TASK STATEMENT ->
Spot every line with the word "index" and return it.

Start of SOURCE MATERIAL

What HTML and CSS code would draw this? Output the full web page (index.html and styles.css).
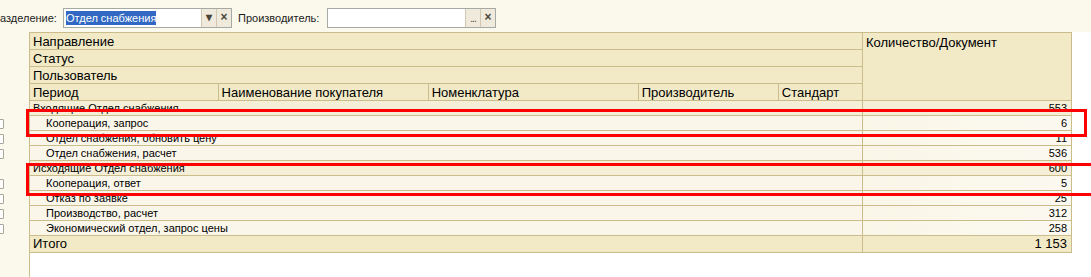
FILE: index.html
```html
<!DOCTYPE html>
<html lang="ru">
<head>
    <meta charset="UTF-8">
    <title>Отчет по документам</title>
    <link rel="stylesheet" href="styles.css">
</head>
<body>
    <div class="toolbar">
        <span class="label label-first">азделение:</span>
        <div class="combo">
            <div class="field"><span class="selected">Отдел снабжения</span></div>
            <span class="btn">&#9662;</span>
            <span class="btn">&times;</span>
        </div>
        <span class="label label-second">Производитель:</span>
        <div class="combo">
            <div class="field"></div>
            <span class="btn dots">...</span>
            <span class="btn">&times;</span>
        </div>
    </div>

    <div class="main">
        <div class="side">
            <div class="side-row"></div>
            <div class="side-row"><span class="expander"></span></div>
            <div class="side-row"><span class="expander"></span></div>
            <div class="side-row"><span class="expander"></span></div>
            <div class="side-row"></div>
            <div class="side-row"><span class="expander"></span></div>
            <div class="side-row"><span class="expander"></span></div>
            <div class="side-row"><span class="expander"></span></div>
            <div class="side-row"><span class="expander"></span></div>
        </div>

        <div class="content">
            <table class="report">
                <colgroup>
                    <col style="width: 188px">
                    <col style="width: 210px">
                    <col style="width: 210px">
                    <col style="width: 140px">
                    <col style="width: 84px">
                    <col style="width: 209px">
                </colgroup>
                <thead>
                    <tr>
                        <th colspan="5">Направление</th>
                        <th rowspan="4" class="qty-head">Количество/Документ</th>
                    </tr>
                    <tr><th colspan="5">Статус</th></tr>
                    <tr><th colspan="5">Пользователь</th></tr>
                    <tr>
                        <th>Период</th>
                        <th>Наименование покупателя</th>
                        <th>Номенклатура</th>
                        <th>Производитель</th>
                        <th>Стандарт</th>
                    </tr>
                </thead>
                <tbody>
                    <tr class="group"><td colspan="5">Входящие Отдел снабжения</td><td class="num">553</td></tr>
                    <tr class="item"><td colspan="5">Кооперация, запрос</td><td class="num">6</td></tr>
                    <tr class="item"><td colspan="5">Отдел снабжения, обновить цену</td><td class="num">11</td></tr>
                    <tr class="item"><td colspan="5">Отдел снабжения, расчет</td><td class="num">536</td></tr>
                    <tr class="group"><td colspan="5">Исходящие Отдел снабжения</td><td class="num">600</td></tr>
                    <tr class="item"><td colspan="5">Кооперация, ответ</td><td class="num">5</td></tr>
                    <tr class="item"><td colspan="5">Отказ по заявке</td><td class="num">25</td></tr>
                    <tr class="item"><td colspan="5">Производство, расчет</td><td class="num">312</td></tr>
                    <tr class="item"><td colspan="5">Экономический отдел, запрос цены</td><td class="num">258</td></tr>
                </tbody>
                <tfoot>
                    <tr class="total"><td colspan="5">Итого</td><td class="num">1 153</td></tr>
                </tfoot>
            </table>
        </div>
    </div>

    <div class="mark mark-first"></div>
    <div class="mark mark-second"></div>
</body>
</html>
```

FILE: styles.css
```css
html, body {
    margin: 0;
    padding: 0;
}
body {
    width: 1091px;
    height: 277px;
    overflow: hidden;
    position: relative;
    font-family: "Liberation Sans", Arial, sans-serif;
    background-color: #fbf8ec;
    color: #000;
}
.toolbar {
    height: 32px;
    box-sizing: border-box;
    padding-top: 8px;
    display: flex;
    align-items: flex-start;
    font-size: 11px;
}
.label {
    line-height: 20px;
    color: #1c1c1c;
}
.label-first {
    width: 63px;
}
.label-second {
    width: 89px;
    margin-left: 6px;
}
.combo {
    display: flex;
    height: 20px;
    box-sizing: border-box;
    border: 1px solid #a7a9a4;
    background-color: #fff;
}
.field {
    width: 137px;
    padding-left: 2px;
    box-sizing: border-box;
    line-height: 18px;
}
.selected {
    background-color: #3068c4;
    color: #fff;
    padding: 1px 0;
}
.btn {
    width: 15px;
    box-sizing: border-box;
    border-left: 1px solid #cfc9b3;
    background-color: #efeadb;
    color: #4a463a;
    text-align: center;
    line-height: 17px;
    font-size: 12px;
    font-weight: bold;
}
.btn.dots {
    line-height: 20px;
    font-size: 10px;
    font-weight: normal;
    letter-spacing: -1px;
}

.main {
    display: flex;
    height: 245px;
}
.side {
    width: 29px;
    padding-top: 69px;
    box-sizing: border-box;
    overflow: hidden;
}
.side-row {
    height: 15px;
    display: flex;
    align-items: center;
}
.expander {
    width: 9px;
    height: 8px;
    margin-left: -7px;
    border: 1px solid #a9a69a;
    border-radius: 1px;
    background-color: #fff;
}
.content {
    flex: 1;
    background-color: #fff;
    border-left: 1px solid #cbbd8b;
}

.report {
    border-collapse: collapse;
    table-layout: fixed;
    width: 1042px;
}
.report th, .report td {
    border: 1px solid #cbbd8b;
    padding: 0 3px;
    overflow: hidden;
    white-space: nowrap;
}
.report tr > :first-child {
    border-left: none;
}
.report th {
    height: 17px;
    font-size: 13px;
    font-weight: normal;
    text-align: left;
    line-height: 15px;
    background-color: #f2eac7;
    padding-top: 1px;
    box-sizing: border-box;
}
.report th.qty-head {
    vertical-align: top;
    padding-top: 2px;
}
.report td {
    height: 14px;
    font-size: 11px;
    line-height: 13px;
}
.report .group td {
    background-color: #f5efd8;
}
.report .item td {
    background-color: #faf6e9;
}
.report .item td:first-child {
    padding-left: 16px;
}
.report .item td.num {
    background: linear-gradient(to right, #faf6e8, #fbf9f0);
}
.report td.num {
    text-align: right;
    padding-right: 4px;
}
.report .total td {
    height: 16px;
    font-size: 13px;
    line-height: 16px;
    background-color: #f2eac7;
}

.mark {
    position: absolute;
    border: 3px solid #f00;
    box-sizing: border-box;
}
.mark-first {
    left: 26px;
    top: 109px;
    width: 1061px;
    height: 28px;
}
.mark-second {
    left: 26px;
    top: 163px;
    width: 1080px;
    height: 33px;
}
```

End of SOURCE MATERIAL

RESPONSE BELOW ->
What HTML and CSS code would draw this? Output the full web page (index.html and styles.css).
FILE: index.html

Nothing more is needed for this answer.